━━━ STORED ROWS ━━━

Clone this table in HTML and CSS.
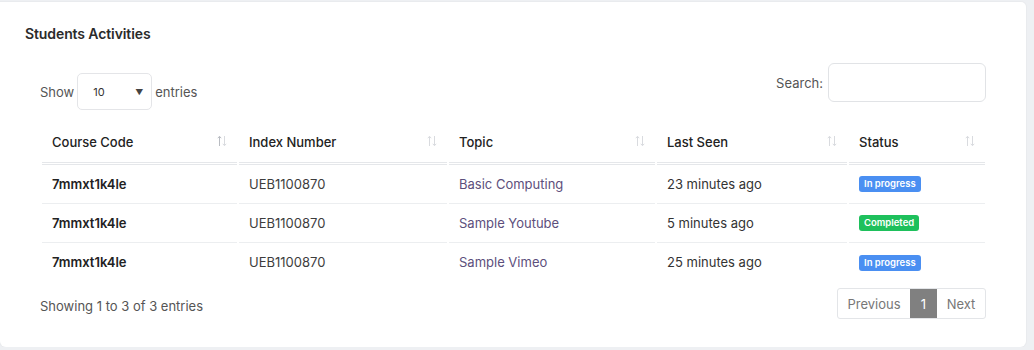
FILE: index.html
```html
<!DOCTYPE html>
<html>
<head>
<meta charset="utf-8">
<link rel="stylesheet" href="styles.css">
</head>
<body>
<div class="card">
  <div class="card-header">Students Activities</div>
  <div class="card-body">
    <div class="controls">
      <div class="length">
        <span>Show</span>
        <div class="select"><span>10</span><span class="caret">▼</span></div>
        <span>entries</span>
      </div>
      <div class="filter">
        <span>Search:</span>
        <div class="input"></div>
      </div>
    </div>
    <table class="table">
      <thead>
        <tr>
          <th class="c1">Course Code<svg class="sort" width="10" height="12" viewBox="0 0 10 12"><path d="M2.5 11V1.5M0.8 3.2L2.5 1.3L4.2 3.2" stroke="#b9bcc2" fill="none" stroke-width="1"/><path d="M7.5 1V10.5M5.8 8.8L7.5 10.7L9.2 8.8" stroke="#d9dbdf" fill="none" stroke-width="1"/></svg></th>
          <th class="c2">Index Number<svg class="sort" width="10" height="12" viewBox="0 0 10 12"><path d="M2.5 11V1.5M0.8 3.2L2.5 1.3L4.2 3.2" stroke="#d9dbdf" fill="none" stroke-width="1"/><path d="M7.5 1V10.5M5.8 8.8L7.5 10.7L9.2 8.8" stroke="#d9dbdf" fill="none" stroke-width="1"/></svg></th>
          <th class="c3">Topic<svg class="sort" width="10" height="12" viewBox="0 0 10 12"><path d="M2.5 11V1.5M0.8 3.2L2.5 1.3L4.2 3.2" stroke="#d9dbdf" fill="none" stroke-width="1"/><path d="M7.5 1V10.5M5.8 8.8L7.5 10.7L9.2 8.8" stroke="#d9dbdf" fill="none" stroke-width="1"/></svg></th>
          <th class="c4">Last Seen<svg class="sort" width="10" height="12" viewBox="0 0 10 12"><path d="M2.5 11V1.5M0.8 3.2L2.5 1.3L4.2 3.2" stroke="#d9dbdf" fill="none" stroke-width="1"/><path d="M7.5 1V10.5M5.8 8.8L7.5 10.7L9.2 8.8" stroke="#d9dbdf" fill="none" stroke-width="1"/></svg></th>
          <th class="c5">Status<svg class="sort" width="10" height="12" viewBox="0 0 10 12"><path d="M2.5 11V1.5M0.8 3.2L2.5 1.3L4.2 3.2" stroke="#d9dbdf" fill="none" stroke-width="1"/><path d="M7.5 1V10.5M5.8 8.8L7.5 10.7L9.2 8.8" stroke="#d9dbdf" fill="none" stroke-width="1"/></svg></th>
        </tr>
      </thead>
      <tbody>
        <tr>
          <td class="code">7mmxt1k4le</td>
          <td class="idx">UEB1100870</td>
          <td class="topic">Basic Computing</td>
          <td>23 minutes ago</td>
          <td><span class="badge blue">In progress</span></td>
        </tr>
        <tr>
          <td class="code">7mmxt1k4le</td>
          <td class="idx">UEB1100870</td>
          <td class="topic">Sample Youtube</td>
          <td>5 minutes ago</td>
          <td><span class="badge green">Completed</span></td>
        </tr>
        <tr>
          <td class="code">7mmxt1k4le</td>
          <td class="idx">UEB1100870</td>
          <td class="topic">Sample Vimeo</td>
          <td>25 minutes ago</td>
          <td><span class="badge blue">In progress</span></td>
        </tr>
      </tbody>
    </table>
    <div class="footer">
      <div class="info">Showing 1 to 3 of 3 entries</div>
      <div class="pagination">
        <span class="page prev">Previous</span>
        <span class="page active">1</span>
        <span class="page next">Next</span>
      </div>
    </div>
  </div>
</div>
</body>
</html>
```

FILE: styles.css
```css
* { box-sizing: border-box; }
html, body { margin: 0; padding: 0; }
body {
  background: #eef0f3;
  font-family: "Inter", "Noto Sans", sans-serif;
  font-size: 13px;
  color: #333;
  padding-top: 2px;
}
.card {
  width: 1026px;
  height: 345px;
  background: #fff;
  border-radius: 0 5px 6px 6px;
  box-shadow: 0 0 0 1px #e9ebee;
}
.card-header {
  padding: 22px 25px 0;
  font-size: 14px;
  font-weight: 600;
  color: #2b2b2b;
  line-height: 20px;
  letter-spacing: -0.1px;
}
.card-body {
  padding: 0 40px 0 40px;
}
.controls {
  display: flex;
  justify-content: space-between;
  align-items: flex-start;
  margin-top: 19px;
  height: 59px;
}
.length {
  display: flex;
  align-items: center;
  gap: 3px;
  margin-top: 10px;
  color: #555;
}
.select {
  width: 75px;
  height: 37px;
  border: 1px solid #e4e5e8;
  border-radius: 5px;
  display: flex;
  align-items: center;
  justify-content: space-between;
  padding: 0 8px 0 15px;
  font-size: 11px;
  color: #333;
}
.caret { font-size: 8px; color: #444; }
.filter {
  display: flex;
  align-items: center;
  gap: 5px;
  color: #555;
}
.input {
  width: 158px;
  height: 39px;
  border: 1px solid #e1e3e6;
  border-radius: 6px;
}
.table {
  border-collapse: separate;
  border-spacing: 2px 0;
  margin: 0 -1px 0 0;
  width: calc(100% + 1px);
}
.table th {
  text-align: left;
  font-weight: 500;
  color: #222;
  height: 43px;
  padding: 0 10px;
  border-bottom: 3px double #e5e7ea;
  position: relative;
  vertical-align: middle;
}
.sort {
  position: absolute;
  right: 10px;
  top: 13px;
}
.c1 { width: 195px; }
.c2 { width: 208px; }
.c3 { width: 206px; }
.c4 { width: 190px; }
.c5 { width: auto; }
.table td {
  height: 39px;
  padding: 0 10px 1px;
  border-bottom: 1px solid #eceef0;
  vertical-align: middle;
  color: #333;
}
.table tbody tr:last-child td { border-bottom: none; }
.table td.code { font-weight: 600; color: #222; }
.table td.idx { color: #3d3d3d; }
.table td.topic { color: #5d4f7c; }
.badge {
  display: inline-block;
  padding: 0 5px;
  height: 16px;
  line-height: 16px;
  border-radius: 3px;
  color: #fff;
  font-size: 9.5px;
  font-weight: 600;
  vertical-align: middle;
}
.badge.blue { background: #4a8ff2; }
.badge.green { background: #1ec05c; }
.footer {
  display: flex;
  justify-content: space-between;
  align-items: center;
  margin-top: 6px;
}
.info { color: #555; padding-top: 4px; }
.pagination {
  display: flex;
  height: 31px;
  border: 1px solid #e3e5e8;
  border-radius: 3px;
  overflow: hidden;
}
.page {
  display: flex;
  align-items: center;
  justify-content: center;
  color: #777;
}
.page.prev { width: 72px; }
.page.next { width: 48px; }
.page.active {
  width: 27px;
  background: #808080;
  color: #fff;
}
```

━━━
━━━ STORED ROWS ━━━

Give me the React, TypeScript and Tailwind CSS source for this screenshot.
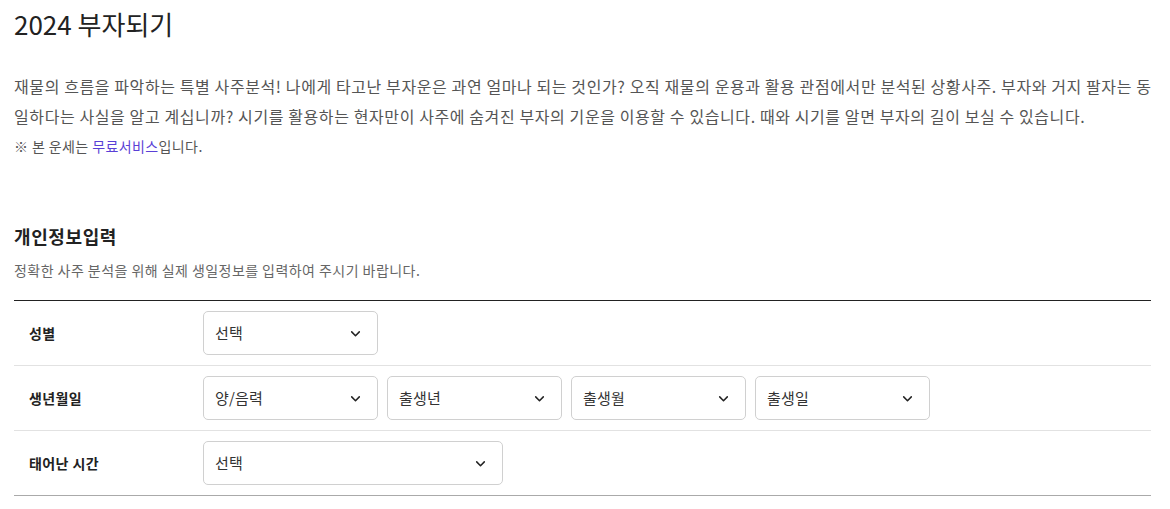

━━━

Return, from the data, each line that has the word "table" in it.

Clone this table in HTML and CSS.
    <table class="table">
    </table>
.table {
.table th {
.table td {
.table tbody tr:last-child td { border-bottom: none; }
.table td.code { font-weight: 600; color: #222; }
.table td.idx { color: #3d3d3d; }
.table td.topic { color: #5d4f7c; }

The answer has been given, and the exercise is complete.